Instructions for the task: Find how many lines of the listing below include the word "this", then report the number by itself.

Records for the task:
------------------------------------------------
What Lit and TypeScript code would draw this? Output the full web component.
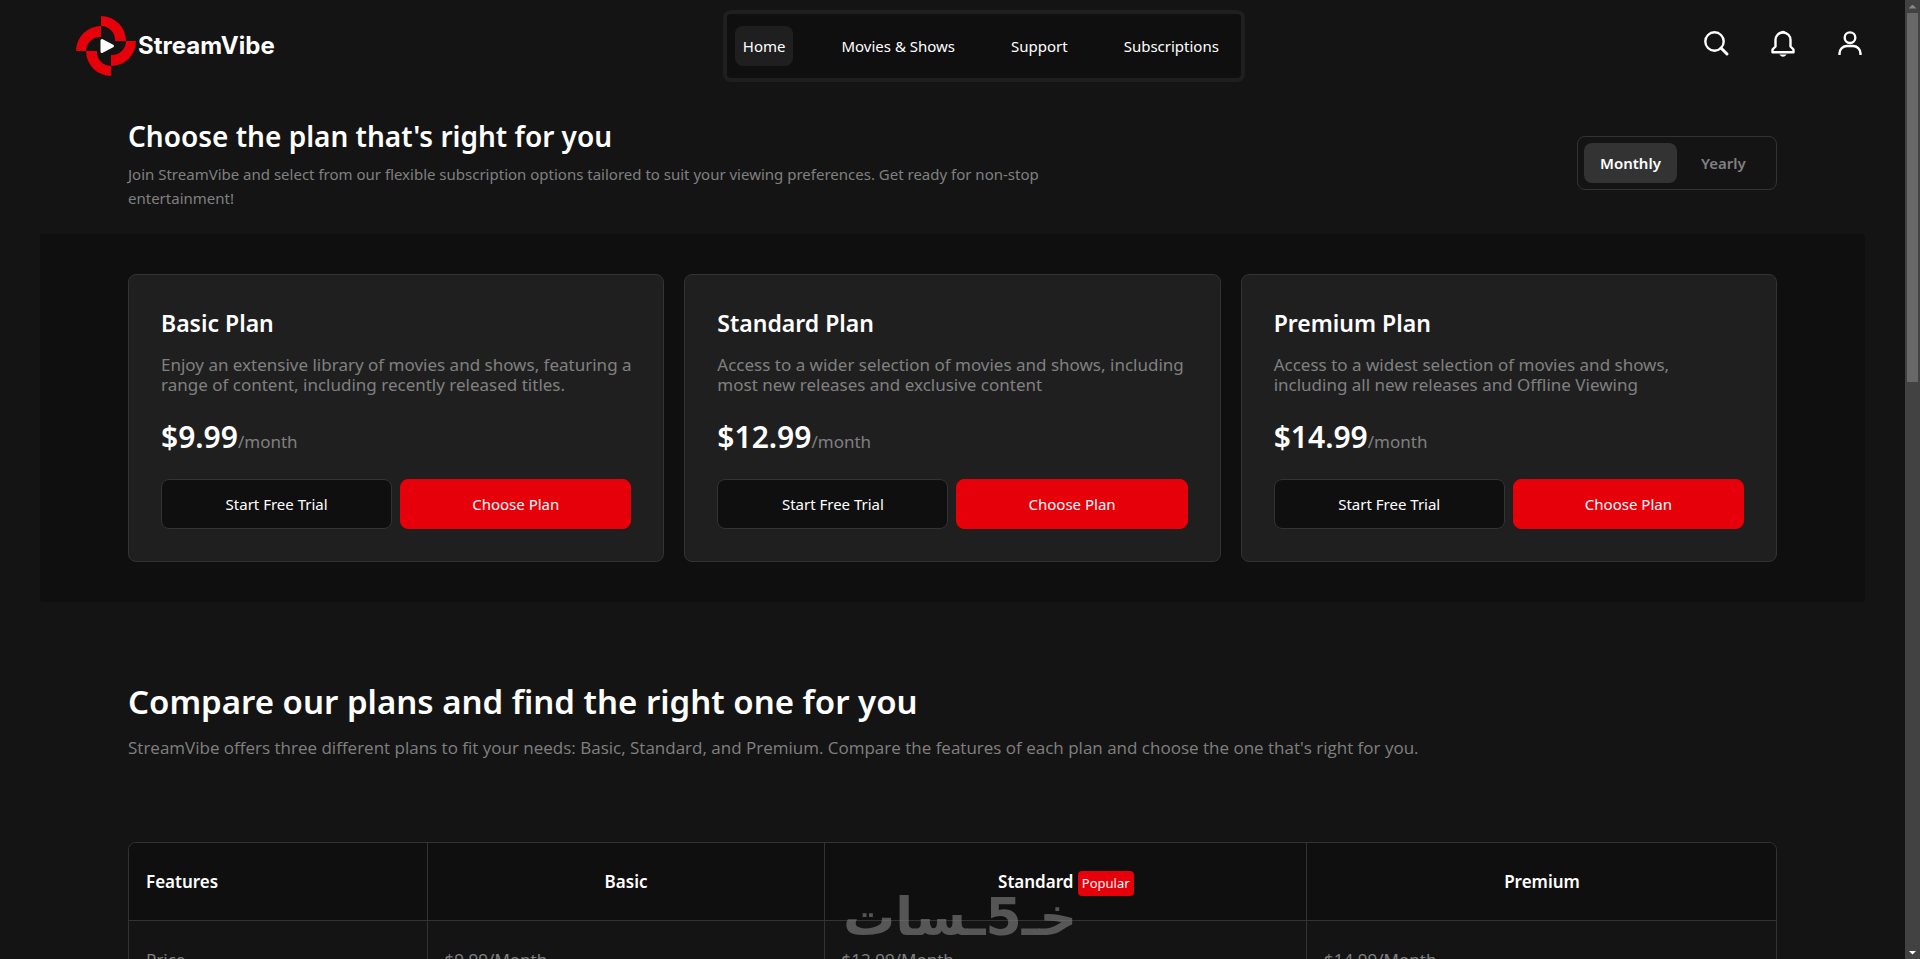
------------------------------------------------
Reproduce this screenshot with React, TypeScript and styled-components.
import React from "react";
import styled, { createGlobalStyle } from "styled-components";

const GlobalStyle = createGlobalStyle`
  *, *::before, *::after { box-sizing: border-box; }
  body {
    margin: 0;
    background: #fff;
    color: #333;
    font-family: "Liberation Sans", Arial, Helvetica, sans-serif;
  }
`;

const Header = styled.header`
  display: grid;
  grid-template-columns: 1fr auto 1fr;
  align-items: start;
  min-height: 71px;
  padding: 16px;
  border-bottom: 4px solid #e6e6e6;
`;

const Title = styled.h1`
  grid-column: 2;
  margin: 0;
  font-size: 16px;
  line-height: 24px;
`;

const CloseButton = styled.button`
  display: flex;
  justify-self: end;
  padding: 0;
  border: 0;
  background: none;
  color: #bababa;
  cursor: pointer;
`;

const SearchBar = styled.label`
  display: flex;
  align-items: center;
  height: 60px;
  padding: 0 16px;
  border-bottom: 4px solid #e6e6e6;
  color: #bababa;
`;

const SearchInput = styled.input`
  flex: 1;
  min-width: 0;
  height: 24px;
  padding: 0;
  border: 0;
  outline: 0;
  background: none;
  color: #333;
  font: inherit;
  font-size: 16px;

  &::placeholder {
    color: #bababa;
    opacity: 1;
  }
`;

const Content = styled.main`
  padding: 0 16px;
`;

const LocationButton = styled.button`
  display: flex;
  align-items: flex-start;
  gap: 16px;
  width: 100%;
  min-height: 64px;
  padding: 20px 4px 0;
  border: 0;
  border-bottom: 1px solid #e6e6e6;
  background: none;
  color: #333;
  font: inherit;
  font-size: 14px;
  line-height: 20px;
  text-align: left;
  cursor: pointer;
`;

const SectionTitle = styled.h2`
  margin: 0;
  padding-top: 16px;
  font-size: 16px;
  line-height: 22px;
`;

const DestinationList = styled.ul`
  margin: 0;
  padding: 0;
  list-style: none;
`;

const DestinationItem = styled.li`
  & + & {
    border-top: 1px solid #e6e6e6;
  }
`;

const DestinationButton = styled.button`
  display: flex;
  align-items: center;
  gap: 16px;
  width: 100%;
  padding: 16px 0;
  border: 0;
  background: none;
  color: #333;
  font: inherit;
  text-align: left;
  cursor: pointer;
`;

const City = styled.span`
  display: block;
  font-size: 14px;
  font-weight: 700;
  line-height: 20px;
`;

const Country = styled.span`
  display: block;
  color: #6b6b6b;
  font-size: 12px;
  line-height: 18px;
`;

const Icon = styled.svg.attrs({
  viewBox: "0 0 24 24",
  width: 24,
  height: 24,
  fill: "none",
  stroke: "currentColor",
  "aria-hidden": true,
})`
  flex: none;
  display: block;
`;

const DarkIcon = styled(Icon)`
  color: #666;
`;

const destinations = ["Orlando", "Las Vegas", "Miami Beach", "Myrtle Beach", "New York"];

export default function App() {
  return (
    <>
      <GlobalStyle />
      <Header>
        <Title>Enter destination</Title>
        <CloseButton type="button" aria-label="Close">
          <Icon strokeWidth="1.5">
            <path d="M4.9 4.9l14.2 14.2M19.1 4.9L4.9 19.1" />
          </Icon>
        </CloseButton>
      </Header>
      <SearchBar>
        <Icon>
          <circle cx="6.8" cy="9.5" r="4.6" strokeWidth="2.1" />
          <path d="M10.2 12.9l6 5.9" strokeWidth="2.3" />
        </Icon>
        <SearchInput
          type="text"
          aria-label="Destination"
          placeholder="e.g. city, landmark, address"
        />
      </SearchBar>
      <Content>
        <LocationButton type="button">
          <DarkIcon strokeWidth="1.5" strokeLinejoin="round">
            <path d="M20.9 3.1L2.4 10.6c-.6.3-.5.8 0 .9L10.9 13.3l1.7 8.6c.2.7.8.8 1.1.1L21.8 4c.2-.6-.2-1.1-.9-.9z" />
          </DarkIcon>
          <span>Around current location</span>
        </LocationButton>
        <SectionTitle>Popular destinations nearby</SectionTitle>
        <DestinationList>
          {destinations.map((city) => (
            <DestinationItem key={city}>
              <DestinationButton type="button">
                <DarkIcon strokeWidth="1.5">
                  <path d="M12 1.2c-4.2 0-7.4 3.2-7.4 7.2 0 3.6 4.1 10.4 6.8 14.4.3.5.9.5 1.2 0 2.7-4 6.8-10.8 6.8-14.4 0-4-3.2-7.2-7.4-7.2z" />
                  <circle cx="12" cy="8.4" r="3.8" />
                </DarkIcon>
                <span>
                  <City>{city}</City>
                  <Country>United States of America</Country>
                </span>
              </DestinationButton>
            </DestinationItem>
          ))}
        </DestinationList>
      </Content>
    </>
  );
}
------------------------------------------------
Exercise answer: 2